Pour conclure, à travers des films comme Transit, La Haine et Incendies, le cinéma nous invite à réfléchir sur l’importance des langues dans l’expérience de la migration et de l’identité. Dans ces films, les réalisateurs utilisent la langue non seulement comme un moyen de communication, mais aussi comme un symbole d’isolement. Pour les personnages, le plurilinguisme devient un obstacle, un facteur qui les fait se sentir séparés à la fois de leur passé et de leur présent. Les personnages sont partagés entre plusieurs cultures, cherchant un équilibre entre l’adaptation à un nouveau monde et le désir de garder leurs racines. La langue, qu’elle soit un héritage ou une barrière, reflète cette dualité.

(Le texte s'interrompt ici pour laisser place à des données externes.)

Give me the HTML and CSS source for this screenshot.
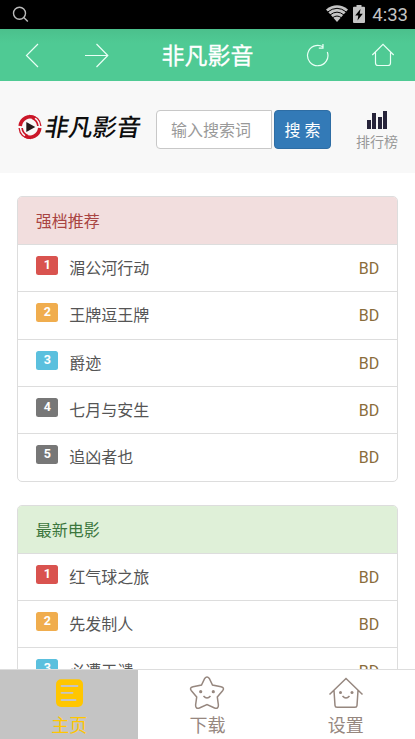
FILE: index.html
```html
<!DOCTYPE html>
<html lang="zh-CN">
<head>
<meta charset="utf-8">
<meta name="viewport" content="width=device-width, initial-scale=1">
<title>非凡影音</title>
<link rel="stylesheet" href="styles.css">
</head>
<body>
<div class="app">
  <header class="status">
    <svg class="status-search" width="18" height="18" viewBox="0 0 18 18"><circle cx="7.500" cy="7.200" r="6" /><path d="M11.800 11.500L15.800 15.400" /></svg>
    <div class="status-right">
      <svg width="22" height="17" viewBox="0 0 22 17">
        <path fill="#c4c4c4" d="M0 4.500Q11-3.800 22 4.500L11 17Z"/>
        <path fill="none" stroke="#000" stroke-width="1" d="M1.500 7.100Q11-.500 20.500 7.100M4 10Q11 4.300 18 10M6.500 12.800Q11 9.300 15.500 12.800"/>
      </svg>
      <svg class="battery" width="12" height="18" viewBox="0 0 12 18">
        <path fill="#c4c4c4" d="M3.500 0H8.500V1.700H11Q12 1.700 12 2.700V17Q12 18 11 18H1Q0 18 0 17V2.700Q0 1.700 1 1.700H3.500Z"/>
        <path fill="#000" d="M7.500 4L2.200 10.500H5.300L4.500 15.500L9.800 8.800H6.700Z"/>
      </svg>
      <span class="clock">4:33</span>
    </div>
  </header>

  <nav class="topbar">
    <div class="topbar-side">
      <svg width="16" height="26" viewBox="0 0 16 26"><path d="M14 2L2.500 13.500L14 25"/></svg>
      <svg class="forward" width="26" height="26" viewBox="0 0 26 26"><path d="M1 13.500H24M12.500 2L23.800 13.500L12.500 25"/></svg>
    </div>
    <h1>非凡影音</h1>
    <div class="topbar-side topbar-end">
      <svg width="24" height="26" viewBox="0 0 24 26"><path d="M21.300 10A10.200 10.200 0 1 1 17 4.800"/><path class="solid" d="M17.600 2V6.800H12.800V5.600H16.300V2Z"/></svg>
      <svg class="house" width="24" height="26" viewBox="0 0 24 26"><path d="M1.300 13L12 2.300L22.700 13M4.500 10.500V21Q4.500 23.500 7 23.500H17Q19.500 23.500 19.500 21V10.500"/></svg>
    </div>
  </nav>

  <section class="search">
    <div class="brand">
      <svg width="24" height="26" viewBox="0 0 24 26">
        <g fill="none" stroke="#cb1729">
          <path stroke-width="3.600" d="M2.200 12A9.800 10.400 0 0 1 17 4.300M21.800 14A9.800 10.400 0 0 1 7 21.700"/>
          <path stroke-width="1.300" d="M11 1.300Q22 2 22.900 12M13 24.700Q2 24 1.100 14"/>
          <path stroke-width="1.700" d="M14 4.300Q19.300 6.500 19.900 12M10 21.700Q4.700 19.500 4.100 14"/>
        </g>
        <path fill="#24191a" d="M8.300 8L17.300 13L8.300 18Z"/>
      </svg>
      <span class="brand-name">非凡影音</span>
    </div>
    <div class="field">输入搜索词</div>
    <button class="go">搜 索</button>
    <div class="rank-link">
      <svg width="20" height="18" viewBox="0 0 20 18"><path fill="#27243a" d="M0 9H4V18H0ZM5 2H9V18H5ZM11 6H15V18H11ZM16 0H20V18H16Z"/></svg>
      <span>排行榜</span>
    </div>
  </section>

  <main class="content">
    <section class="panel">
      <h2 class="danger">强档推荐</h2>
      <ul>
        <li><b class="badge n1">1</b><span>湄公河行动</span><i>BD</i></li>
        <li><b class="badge n2">2</b><span>王牌逗王牌</span><i>BD</i></li>
        <li><b class="badge n3">3</b><span>爵迹</span><i>BD</i></li>
        <li><b class="badge">4</b><span>七月与安生</span><i>BD</i></li>
        <li><b class="badge">5</b><span>追凶者也</span><i>BD</i></li>
      </ul>
    </section>
    <section class="panel">
      <h2 class="success">最新电影</h2>
      <ul>
        <li><b class="badge n1">1</b><span>红气球之旅</span><i>BD</i></li>
        <li><b class="badge n2">2</b><span>先发制人</span><i>BD</i></li>
        <li><b class="badge n3">3</b><span>必遭天谴</span><i>BD</i></li>
      </ul>
    </section>
  </main>

  <footer class="tabs">
    <div class="tab active">
      <svg width="36" height="36" viewBox="0 0 36 36"><rect x="5" y="4.300" width="27" height="27.700" rx="5" fill="#ffc600"/><path stroke="#c4c4c4" stroke-width="1.800" stroke-linecap="round" d="M10.500 11H26.500M10.500 17.800H21.500M10.500 25H24.500"/></svg>
      <span>主页</span>
    </div>
    <div class="tab">
      <svg class="line" width="36" height="36" viewBox="0 0 36 36"><path d="M15.700 3.500Q18 .500 20.300 3.500L23.500 10L32 11.700Q36 12.800 33.600 15.800L28.300 22L29.400 30Q29.500 34.300 25.600 33L18 29.500L10.400 33Q6.500 34.300 6.600 30L7.700 22L2.400 15.800Q0 12.800 4 11.700L12.500 10Z"/><path d="M14.500 21Q18 25 21.500 21"/><circle cx="11.700" cy="16.700" r="1.600"/><circle cx="24.300" cy="16.700" r="1.600"/></svg>
      <span>下载</span>
    </div>
    <div class="tab">
      <svg class="line" width="36" height="36" viewBox="0 0 36 36"><path d="M1.500 19.500L18 3.500L34.500 19.500M6 15.500L7 30.500Q7.100 32.300 9 32.300H27Q28.900 32.300 29 30.500L30 15.500M14.500 21Q18 25 21.500 21"/><circle cx="12.500" cy="17.500" r="1.500"/><circle cx="24" cy="17.500" r="1.500"/></svg>
      <span>设置</span>
    </div>
  </footer>
</div>
</body>
</html>
```
FILE: styles.css
```css
* { box-sizing: border-box; }
body {
  margin: 0;
  font-family: Roboto, "Noto Sans CJK SC", sans-serif;
  background: #fff;
}
h1, h2, ul { margin: 0; padding: 0; font-weight: 400; }
svg { display: block; flex: none; }
.app { height: 739px; display: flex; flex-direction: column; overflow: hidden; }

.status {
  flex: 0 0 29px;
  display: flex;
  justify-content: space-between;
  padding: 0 7px 0 12px;
  background: #000;
  color: #c4c4c4;
}
.status-search { margin-top: 6px; fill: none; stroke: #bbb; stroke-width: 1.400; }
.status-right { display: flex; align-items: flex-start; padding-top: 5px; }
.battery { margin-left: 5px; }
.clock { margin: -1px 0 0 7px; font-size: 18.500px; line-height: 22px; }

.topbar {
  flex: 0 0 52px;
  display: flex;
  align-items: center;
  justify-content: space-between;
  padding: 0 20px 0 24px;
  background: linear-gradient(#4bc08c, #4fca94 14px);
  color: #fff;
}
.topbar svg { fill: none; stroke: #e9fff5; stroke-width: 1.200; }
.topbar .solid { fill: #e9fff5; stroke: none; }
.topbar-side { flex: 1; display: flex; }
.topbar-side .forward { margin-left: 44px; }
.topbar-end { justify-content: flex-end; }
.topbar-end .house { margin-left: 41px; }
.topbar h1 {
  flex: none;
  font-size: 23px;
  line-height: 34px;
  margin-right: 4px;
  padding-top: 4px;
  -webkit-text-stroke: 0.300px #fff;
}

.search {
  flex: 0 0 92px;
  display: flex;
  align-items: flex-start;
  padding: 29px 15px 0 18px;
  background: #f8f8f8;
}
.brand { display: flex; width: 138px; padding-top: 4px; }
.brand-name {
  margin: 1px 0 0 3px;
  font-size: 24px;
  line-height: 26px;
  font-weight: 500;
  color: #0d0d0d;
  transform: skewX(-10deg);
  white-space: nowrap;
}
.field {
  width: 116px;
  height: 39px;
  padding-left: 14px;
  border: 1px solid #c8c8c8;
  border-radius: 4px 0 0 4px;
  background: #fff;
  font-size: 16px;
  line-height: 39px;
  color: #999;
}
.go {
  width: 57px;
  height: 39px;
  margin-left: 2px;
  padding: 0 0 2px;
  border: 1px solid #2e6da4;
  border-radius: 4px;
  background: #337ab7;
  color: #fff;
  font: inherit;
  font-size: 16px;
}
.rank-link {
  flex: 1;
  display: flex;
  flex-direction: column;
  align-items: center;
  margin-left: 23px;
  padding-top: 1px;
  font-size: 14px;
  line-height: 26px;
  color: #999;
}

.content { flex: 1; min-height: 0; overflow: hidden; padding: 23.300px 17.300px 0; }
.panel {
  margin-bottom: 23.200px;
  border: 1px solid #ddd;
  border-radius: 5px;
  overflow: hidden;
}
.panel h2 { height: 46.800px; padding-left: 17.500px; font-size: 16px; line-height: 49px; }
.danger { background: #f2dede; color: #a94442; }
.success { background: #dff0d8; color: #3c763d; }
.panel li {
  display: flex;
  height: 47.300px;
  padding: 0 17.500px 0 18px;
  border-top: 1px solid #ddd;
  font-size: 16px;
  line-height: 48px;
  color: #555;
}
.panel li span { flex: 1; margin-left: 11px; }
.panel li i { font-style: normal; color: #8a6d3b; }
.badge {
  width: 22px;
  height: 19px;
  margin-top: 11px;
  border-radius: 2.500px;
  background: #777;
  color: #fff;
  font-size: 12.500px;
  line-height: 18px;
  text-align: center;
}
.n1 { background: #d9534f; }
.n2 { background: #f0ad4e; }
.n3 { background: #5bc0de; }

.tabs { flex: 0 0 70px; display: flex; border-top: 1px solid #ddd; background: #fff; }
.tab {
  flex: 1;
  display: flex;
  flex-direction: column;
  align-items: center;
  padding-top: 5px;
  font-size: 18px;
  line-height: 28px;
  color: #96877f;
}
.tab span { margin: 1px 0 -1px; }
.tab.active { background: #c4c4c4; color: #ffc600; }
.line { fill: none; stroke: #96877f; stroke-width: 1.500; }
.line circle { fill: #96877f; stroke: none; }
```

Le spectateur de ces films se pose une question essentielle, au-delà du cinéma: comment, en tant que société, pouvons-nous mieux comprendre et intégrer ceux qui portent les récits de la migration et de la fragmentation identitaire? Comment créer un environnement où ces voix plurilingues sont écoutées? Peut-être que, face à ces réalités, il est temps que chacun de nous réfléchisse à la manière dont nous pouvons mieux écouter et comprendre ceux qui vivent des luttes, et à la manière dont nous pouvons contribuer à une société plus inclusive et plus humaine.